I’m sure Dorothy meant well when she shared her recipe with the Willing Workers to be included in the cookbook.  I’m sure she probably did win Grand Champion with those ginger snaps.  I also think Miss Dorothy may have been a bit like one of my grandmas who didn’t really measure and had her own way of doing things, and that writing them down may not have been a big priority.

I’ve been craving something sweet and spicy, and ginger snaps sounded good.  Really good.  Since I don’t remember Mom making these much, I searched my recipe books and found Dorothy’s recipe.  With some extra time this morning, I thought I would make the dough, let it chill while I went to school to grade, and then bake the cookies this evening.

I read through the directions.  I had all the ingredients.  The process seemed a bit strange, but I’ve never made ginger snaps before.  What do I know, right?

I’m good at reading and following directions when I want to.   You don’t excel in analytical chemistry lab if you don’t pay attention to detail, and I had that down.

Or, so I thought.

The first step in the recipe said to combine the dry ingredients.  I looked down the out-of-order list of supplies.  The things I saw that I considered “dry” were sugar, flour, salt, soda, and baking powder.  I sifted them together, as directed.

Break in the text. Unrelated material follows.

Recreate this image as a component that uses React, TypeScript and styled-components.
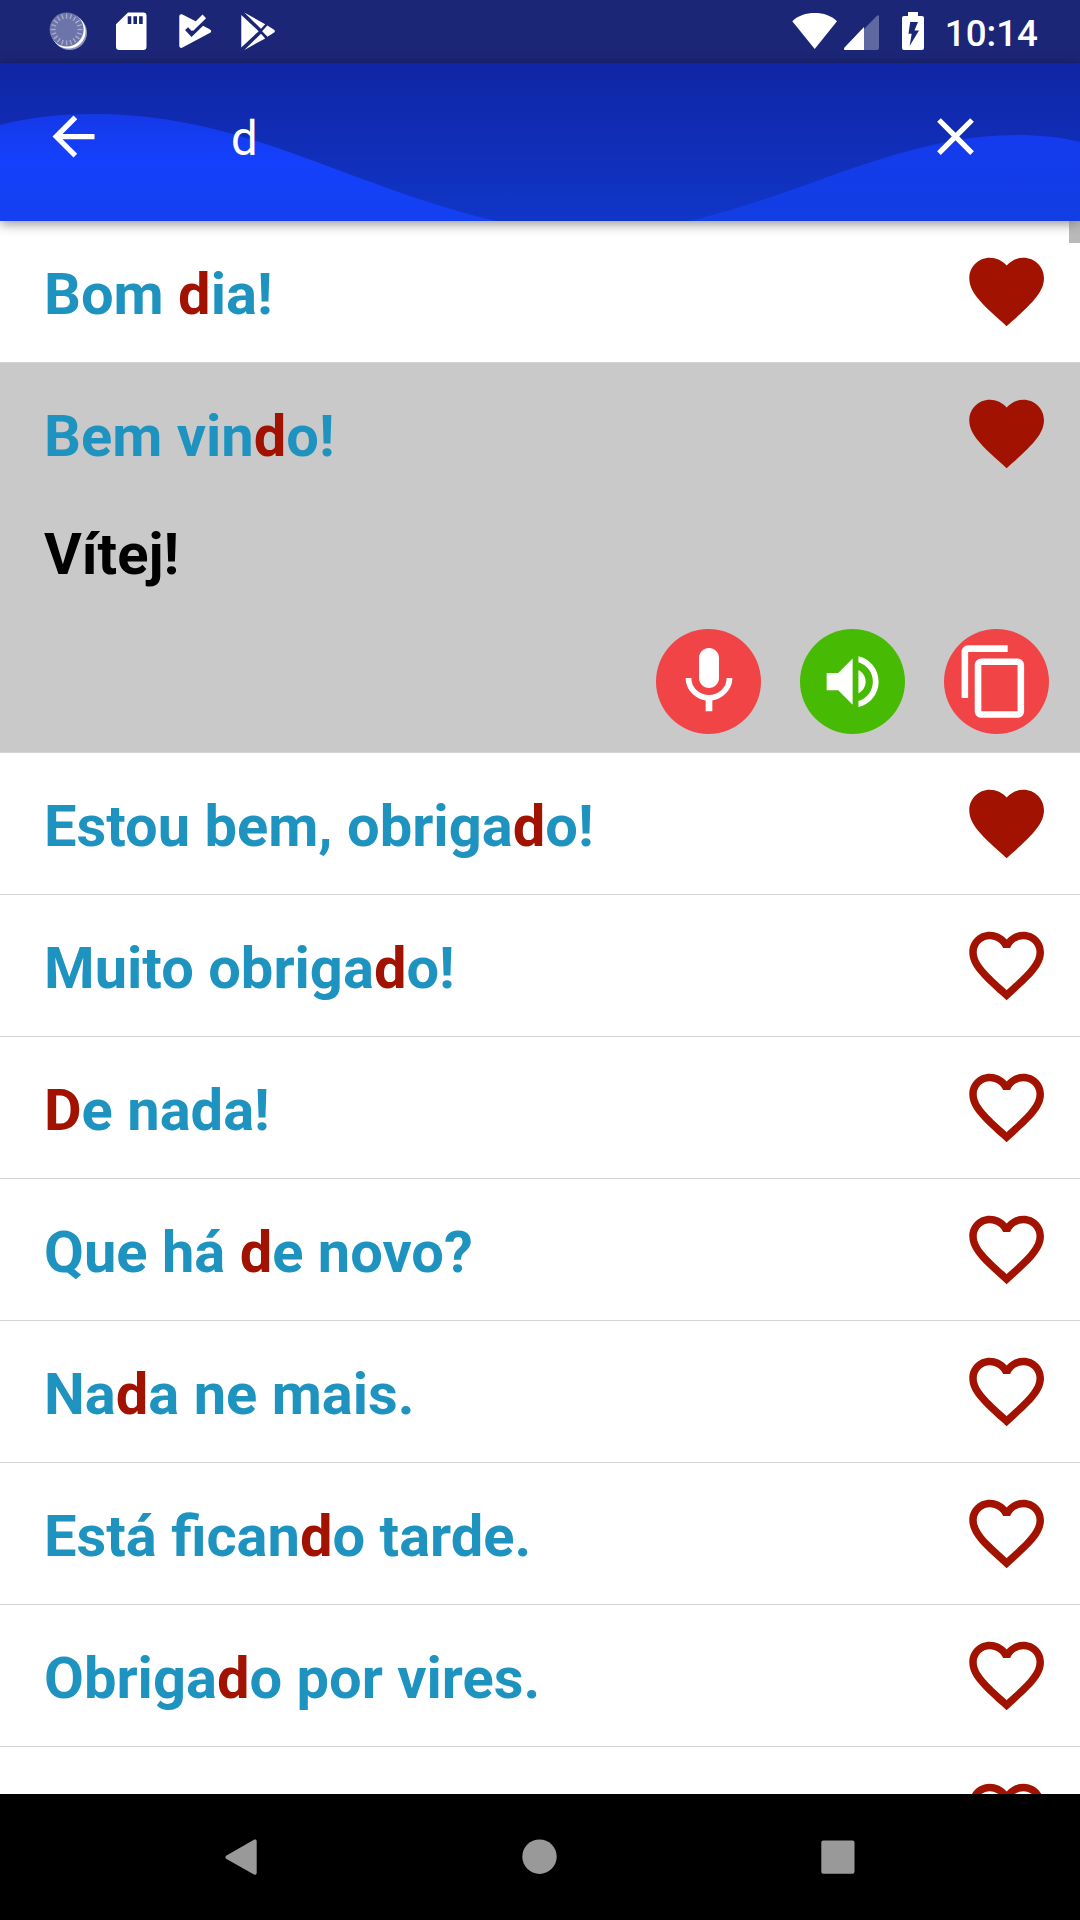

Then, I read the next line.  Cream shortening and sugar together.


The sugar was already dispersed with my flour!   I have made cookies many times and have always creamed the sugar with the butter, margarine, or shortening as the first step.  I thought it was strange that the sugar would be mixed with the flour this time, but it was dry, wasn’t it?

Unsure of how to proceed, I continued with the steps.  I added the eggs (which were not mentioned anywhere in the method!), vanilla, and vinegar.

Then, I found my molasses was not only 3 years beyond it’s recommended usage date, but was also less than the volume I needed for the recipe.

I’ve never bought molasses.  This jar was some that a friend brought when we were cleaning up from the tornado that hit our town one summer, you guessed it, three years ago.

So, on my way home from work this afternoon, I’ll buy molasses.  I’ll continue with the recipe and see if it turns out.  I’ll share a re-written version of the recipe if it does, one that’s a bit more mistake-proofed.

Dear Dorothy was likely an excellent, prize-winning baker, but she could use some tips on writing work instructions.  Let’s hope she created a recipe that is robust against these kinds of blunders that I’m making!